LED has been in the market for long. However, in a developing economy such as that of India, the use of LED lights by the general population is yet to become a popular trend. The Government has stepped up for the task with the latest project aiming towards changing 77 crores light bulbs and 3.5 crores conventional street lights and replacing them with the LED lights.
The mammoth LED task
The plan to change conventional lights with LED is no doubt a welcoming effort. However, given the expanse of the country and the huge population, there is no doubt that this is going to be one mammoth task in front of the Government. The challenge is quite steep, especially with LED lights still costing at least about 10 times that of the conventional lights. It will need proper planning and effective execution to make this a reality and to meet the target by March, 2019.

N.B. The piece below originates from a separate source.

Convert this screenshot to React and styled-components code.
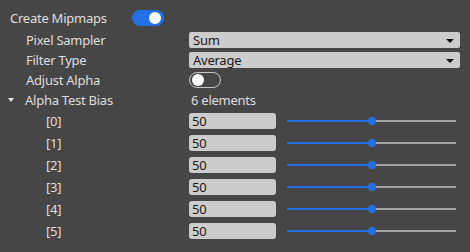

National planning for major savings
Currently the target is to change the 77 crores incandescent lights being used by the Indian households and encourage them to adopt the LED lights under the Domestic Efficient Lighting Programme (DELP). The Street Lighting National Programme (SLNP) aims to change the 3.5 crores conventional lights currently in use by the energy efficient LED lights. If successful, this step will bring down the annual power consumption of the entire nation by a whopping 21,500 MW, thus reducing 109 billion units of consumption and ensuring savings of Rs.45,500 crore in total, including the domestic users and the urban bodies. Needless to say, this huge savings will directly help in boosting the economy of the nation by making it possible to reroute the savings into other investment cycles and thereby gaining higher returns.
Shining the Make in India campaign
It is not mere savings that the Government is looking ahead while bringing in this major change. Such a huge change will need extensive production at a large scale of the LED lights to meet the demands generated. The Governments has used this opportunity to encourage the increase in domestic production of LED lights at low cost. Not only does this brings down the cost of the LED lights and thereby encourages more and more people across the nation to adopt the power saving alternative, it also boosts the Make In India project, that has been a flagship programme of the current Government of India aiming towards strengthening the country’s economy.
India is among the nations that came together from across the world and pledged to reduce carbon emission and battle the global climate change catastrophe. This change will also boost India towards fulfilling the commitment under the Intended Nationally Determined Contribution (INDC) of reducing emission intensity per unit of GDP by 33 to 35 per cent within the year 2030.
The Final Statement- A greener world is a cleaner world
While LED lighting solutions are still costlier than the conventional alternatives, they offer much higher luminosity at much reduced power consumption. Reducing energy consumption will directly facilitate building a greener and cleaner tomorrow while ensuring higher savings.
Summary: Considering the long term benefits of LED lights, this is certainly a great investment. Its effect on Indian economy is positive from all aspects.